The nested for-loops in the algorithm resemble quadratic complexity at first glance. However, looking at “how many times the most repeating instruction executes”, i.e. the innermost statements in the loops, we see that they run as many times as the number of letters in the input String. This is because the outer for-loop iterates O(numRows) times, and the inner for-loop O(N/numRows), making the overall complexity O(N). The way we designed the algorithm, it is iterating to visit each letter of str exactly once in the order they appear in the required output.

Note here that the complexity of both innermost statements, i.e. the assignment statement and the if statement in the inner for-loop are O(1). The time they take to execute don’t any depend on the input values so as to grow beyond a constant.

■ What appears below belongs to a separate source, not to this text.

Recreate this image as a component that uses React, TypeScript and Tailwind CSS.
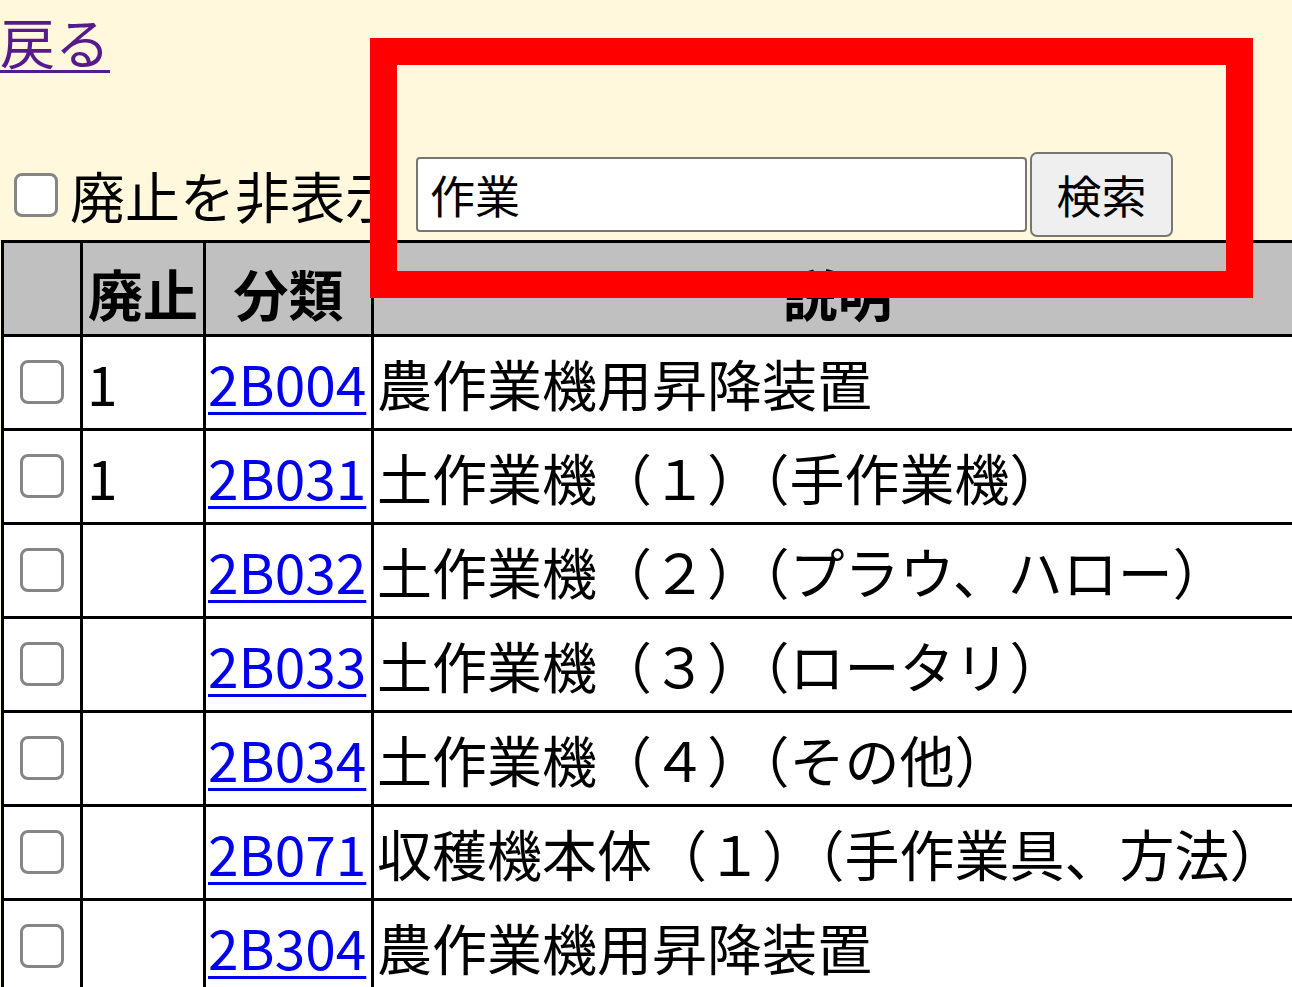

The execution time of our algorithm doesn’t any depend on numRows, the other portion of input. The execution time grows linearly by the size of str regardless of the numRows value passed in.

As for the memory complexity – all variables declared except the character array occupy O(1) memory. char[] out and the String created from it in the final return statement take O(N) memory space, making the memory complexity of the algorithm O(N).

Noteworthy also is that the computation time of the algorithm is in θ(N) when numRows>1. This is the case that the best/extreme cases of input are ruled out and the algorithm never returns str without processing it, for any possible str passed into it in the domain. Same argument applies for the memory complexity of our algorithm.

O(N) is clearly the optimum complexity of both time and memory for this algorithm. The desired output is a re-arrangement of the N letters input and can’t be constructed any faster than O(N). Similarly, the output should be arranged into a new character sequence of length N. In an extremely restricted domain Eg. “maximum 2 distinct letters in str, a repeating sequence as str, …”, a faster and/or in-place algorithm can be possible but that’s not the case in Zigzag Conversion.